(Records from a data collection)

▽

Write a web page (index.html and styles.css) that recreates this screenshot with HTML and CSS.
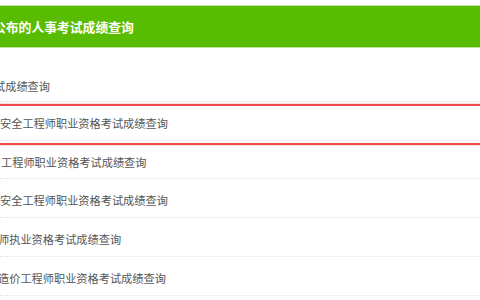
FILE: index.html
```html
<!DOCTYPE html>
<html lang="zh-CN">
<head>
    <meta charset="UTF-8">
    <meta name="viewport" content="width=device-width, initial-scale=1.0">
    <title>成绩查询</title>
    <link rel="stylesheet" href="styles.css">
</head>
<body>
    <div class="panel">
        <h2 class="panel-title">公布的人事考试成绩查询</h2>
        <ul class="score-list">
            <li class="row row-first shift-lg">试成绩查询</li>
            <li class="row">安全工程师职业资格考试成绩查询</li>
            <li class="row shift-xs">工程师职业资格考试成绩查询</li>
            <li class="row">安全工程师职业资格考试成绩查询</li>
            <li class="row shift-sm">师执业资格考试成绩查询</li>
            <li class="row shift-md">造价工程师职业资格考试成绩查询</li>
        </ul>
        <!-- red highlight drawn over the second row -->
        <div class="mark"></div>
    </div>
</body>
</html>
```

FILE: styles.css
```css
* {
    margin: 0;
    padding: 0;
    box-sizing: border-box;
}
body {
    background: #fff;
    font-family: "Liberation Sans", "Noto Sans CJK SC", sans-serif;
    overflow: hidden;
}
.panel {
    position: relative;
    padding-top: 5px;
}
.panel-title {
    height: 43px;
    line-height: 43px;
    background: #58bd00;
    border-top: 1px solid #c4e4a4;
    border-bottom: 1px solid #c4e4a4;
    color: #fff;
    font-size: 12.8px;
    font-weight: bold;
    text-indent: -7px;
    white-space: nowrap;
}
.score-list {
    list-style: none;
    margin-top: 15px;
}
.row {
    height: 38.8px;
    line-height: 34px;
    padding-top: 5px;
    padding-left: 0;
    border-bottom: 1px dotted #e2e2e2;
    color: #555;
    font-size: 11.2px;
    white-space: nowrap;
}
.row-first {
    padding-top: 6px;
    line-height: 36px;
}
.shift-xs {
    padding-left: 1px;
}
.shift-sm {
    text-indent: -2px;
}
.shift-md {
    text-indent: -2px;
}
.shift-lg {
    text-indent: -6px;
}
.mark {
    position: absolute;
    top: 104px;
    left: -10px;
    right: -10px;
    height: 41px;
    border: 2px solid #f24a4a;
    box-shadow: 0 0 2px rgba(240, 60, 60, 0.5);
}
```
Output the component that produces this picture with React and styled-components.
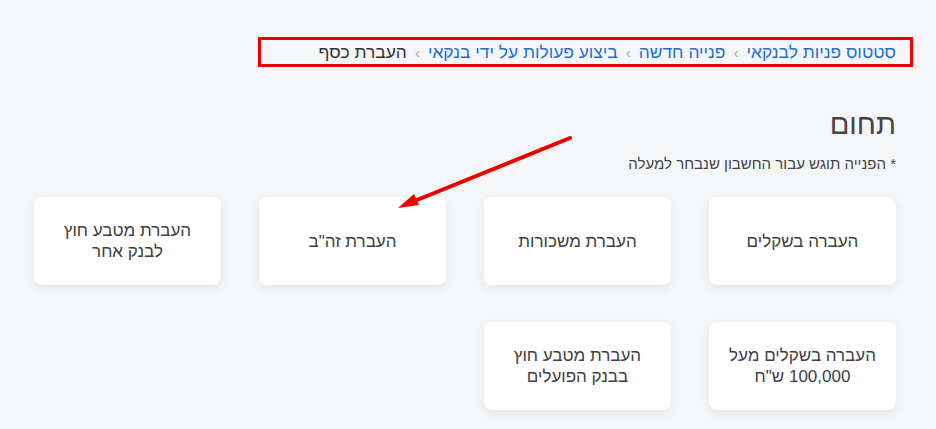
import React from "react";
import styled, { createGlobalStyle } from "styled-components";

const GlobalStyle = createGlobalStyle`
  html, body {
    margin: 0;
    padding: 0;
    background: #f5f6f8;
  }
  body {
    font-family: "Liberation Sans", "DejaVu Sans", Arial, sans-serif;
    color: #454545;
  }
`;

const Page = styled.div`
  position: relative;
  direction: rtl;
  width: 936px;
  height: 429px;
  box-sizing: border-box;
  padding: 40px 40px 0 40px;
  overflow: hidden;
`;

const Breadcrumbs = styled.nav`
  position: relative;
  display: flex;
  align-items: center;
  gap: 8px;
  height: 24px;
  font-size: 17.4px;

  .link {
    color: #1f6fd6;
    text-decoration: none;
  }
  .current {
    color: #333;
  }
  .sep {
    color: #a8a8a8;
    font-size: 15px;
  }
`;

const Highlight = styled.div`
  position: absolute;
  top: -3px;
  right: -17px;
  width: 655px;
  height: 30px;
  border: 3px solid #ee0000;
  box-sizing: border-box;
`;

const Title = styled.h1`
  margin: 42px 0 0;
  font-size: 29px;
  font-weight: normal;
  color: #444;
  line-height: 36px;
`;

const Note = styled.p`
  margin: 13px 0 0;
  font-size: 15px;
  line-height: 18px;
  color: #444;
`;

const Grid = styled.div`
  display: grid;
  grid-template-columns: repeat(4, 187px);
  column-gap: 38px;
  row-gap: 37px;
  margin-top: 24px;
`;

const Card = styled.div`
  height: 88px;
  background: #fff;
  border-radius: 8px;
  box-shadow: 0 3px 10px rgba(40, 50, 70, 0.09);
  display: flex;
  align-items: center;
  justify-content: center;
  text-align: center;
  font-size: 17px;
  line-height: 21px;
  color: #404040;
  padding: 0 12px;
`;

const Arrow = styled.svg`
  position: absolute;
  left: 0;
  top: 0;
  pointer-events: none;
`;

const crumbs = [
  "סטטוס פניות לבנקאי",
  "פנייה חדשה",
  "ביצוע פעולות על ידי בנקאי",
];

const cards = [
  "העברה בשקלים",
  "העברת משכורות",
  "העברת זה\"ב",
  ["העברת מטבע חוץ", "לבנק אחר"],
  ["העברה בשקלים מעל", "100,000 ש\"ח"],
  ["העברת מטבע חוץ", "בבנק הפועלים"],
];

export default function App() {
  return (
    <>
      <GlobalStyle />
      <Page>
        <Breadcrumbs>
          <Highlight />
          {crumbs.map((c) => (
            <React.Fragment key={c}>
              <a className="link" href="#">
                {c}
              </a>
              <span className="sep">›</span>
            </React.Fragment>
          ))}
          <span className="current">העברת כסף</span>
        </Breadcrumbs>
        <Title>תחום</Title>
        <Note>* הפנייה תוגש עבור החשבון שנבחר למעלה</Note>
        <Grid>
          {cards.map((c, i) => (
            <Card key={i}>
              {Array.isArray(c) ? (
                <span>
                  {c[0]}
                  <br />
                  <bdi>{c[1]}</bdi>
                </span>
              ) : (
                c
              )}
            </Card>
          ))}
        </Grid>
        <Arrow width="936" height="429" viewBox="0 0 936 429">
          <line
            x1="570"
            y1="138"
            x2="412"
            y2="202"
            stroke="#ee0000"
            strokeWidth="4"
            strokeLinecap="round"
          />
          <polygon points="398,208 414,194 419,205" fill="#ee0000" />
        </Arrow>
      </Page>
    </>
  );
}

△

• [SHORT EXERCISE]: Every record must be copied exactly, with the pictures left out.

• [ANSWER TO THIS PROBLEM]:
Write a web page (index.html and styles.css) that recreates this screenshot with HTML and CSS.
FILE: index.html
```html
<!DOCTYPE html>
<html lang="zh-CN">
<head>
    <meta charset="UTF-8">
    <meta name="viewport" content="width=device-width, initial-scale=1.0">
    <title>成绩查询</title>
    <link rel="stylesheet" href="styles.css">
</head>
<body>
    <div class="panel">
        <h2 class="panel-title">公布的人事考试成绩查询</h2>
        <ul class="score-list">
            <li class="row row-first shift-lg">试成绩查询</li>
            <li class="row">安全工程师职业资格考试成绩查询</li>
            <li class="row shift-xs">工程师职业资格考试成绩查询</li>
            <li class="row">安全工程师职业资格考试成绩查询</li>
            <li class="row shift-sm">师执业资格考试成绩查询</li>
            <li class="row shift-md">造价工程师职业资格考试成绩查询</li>
        </ul>
        <!-- red highlight drawn over the second row -->
        <div class="mark"></div>
    </div>
</body>
</html>
```

FILE: styles.css
```css
* {
    margin: 0;
    padding: 0;
    box-sizing: border-box;
}
body {
    background: #fff;
    font-family: "Liberation Sans", "Noto Sans CJK SC", sans-serif;
    overflow: hidden;
}
.panel {
    position: relative;
    padding-top: 5px;
}
.panel-title {
    height: 43px;
    line-height: 43px;
    background: #58bd00;
    border-top: 1px solid #c4e4a4;
    border-bottom: 1px solid #c4e4a4;
    color: #fff;
    font-size: 12.8px;
    font-weight: bold;
    text-indent: -7px;
    white-space: nowrap;
}
.score-list {
    list-style: none;
    margin-top: 15px;
}
.row {
    height: 38.8px;
    line-height: 34px;
    padding-top: 5px;
    padding-left: 0;
    border-bottom: 1px dotted #e2e2e2;
    color: #555;
    font-size: 11.2px;
    white-space: nowrap;
}
.row-first {
    padding-top: 6px;
    line-height: 36px;
}
.shift-xs {
    padding-left: 1px;
}
.shift-sm {
    text-indent: -2px;
}
.shift-md {
    text-indent: -2px;
}
.shift-lg {
    text-indent: -6px;
}
.mark {
    position: absolute;
    top: 104px;
    left: -10px;
    right: -10px;
    height: 41px;
    border: 2px solid #f24a4a;
    box-shadow: 0 0 2px rgba(240, 60, 60, 0.5);
}
```
Output the component that produces this picture with React and styled-components.
import React from "react";
import styled, { createGlobalStyle } from "styled-components";

const GlobalStyle = createGlobalStyle`
  html, body {
    margin: 0;
    padding: 0;
    background: #f5f6f8;
  }
  body {
    font-family: "Liberation Sans", "DejaVu Sans", Arial, sans-serif;
    color: #454545;
  }
`;

const Page = styled.div`
  position: relative;
  direction: rtl;
  width: 936px;
  height: 429px;
  box-sizing: border-box;
  padding: 40px 40px 0 40px;
  overflow: hidden;
`;

const Breadcrumbs = styled.nav`
  position: relative;
  display: flex;
  align-items: center;
  gap: 8px;
  height: 24px;
  font-size: 17.4px;

  .link {
    color: #1f6fd6;
    text-decoration: none;
  }
  .current {
    color: #333;
  }
  .sep {
    color: #a8a8a8;
    font-size: 15px;
  }
`;

const Highlight = styled.div`
  position: absolute;
  top: -3px;
  right: -17px;
  width: 655px;
  height: 30px;
  border: 3px solid #ee0000;
  box-sizing: border-box;
`;

const Title = styled.h1`
  margin: 42px 0 0;
  font-size: 29px;
  font-weight: normal;
  color: #444;
  line-height: 36px;
`;

const Note = styled.p`
  margin: 13px 0 0;
  font-size: 15px;
  line-height: 18px;
  color: #444;
`;

const Grid = styled.div`
  display: grid;
  grid-template-columns: repeat(4, 187px);
  column-gap: 38px;
  row-gap: 37px;
  margin-top: 24px;
`;

const Card = styled.div`
  height: 88px;
  background: #fff;
  border-radius: 8px;
  box-shadow: 0 3px 10px rgba(40, 50, 70, 0.09);
  display: flex;
  align-items: center;
  justify-content: center;
  text-align: center;
  font-size: 17px;
  line-height: 21px;
  color: #404040;
  padding: 0 12px;
`;

const Arrow = styled.svg`
  position: absolute;
  left: 0;
  top: 0;
  pointer-events: none;
`;

const crumbs = [
  "סטטוס פניות לבנקאי",
  "פנייה חדשה",
  "ביצוע פעולות על ידי בנקאי",
];

const cards = [
  "העברה בשקלים",
  "העברת משכורות",
  "העברת זה\"ב",
  ["העברת מטבע חוץ", "לבנק אחר"],
  ["העברה בשקלים מעל", "100,000 ש\"ח"],
  ["העברת מטבע חוץ", "בבנק הפועלים"],
];

export default function App() {
  return (
    <>
      <GlobalStyle />
      <Page>
        <Breadcrumbs>
          <Highlight />
          {crumbs.map((c) => (
            <React.Fragment key={c}>
              <a className="link" href="#">
                {c}
              </a>
              <span className="sep">›</span>
            </React.Fragment>
          ))}
          <span className="current">העברת כסף</span>
        </Breadcrumbs>
        <Title>תחום</Title>
        <Note>* הפנייה תוגש עבור החשבון שנבחר למעלה</Note>
        <Grid>
          {cards.map((c, i) => (
            <Card key={i}>
              {Array.isArray(c) ? (
                <span>
                  {c[0]}
                  <br />
                  <bdi>{c[1]}</bdi>
                </span>
              ) : (
                c
              )}
            </Card>
          ))}
        </Grid>
        <Arrow width="936" height="429" viewBox="0 0 936 429">
          <line
            x1="570"
            y1="138"
            x2="412"
            y2="202"
            stroke="#ee0000"
            strokeWidth="4"
            strokeLinecap="round"
          />
          <polygon points="398,208 414,194 419,205" fill="#ee0000" />
        </Arrow>
      </Page>
    </>
  );
}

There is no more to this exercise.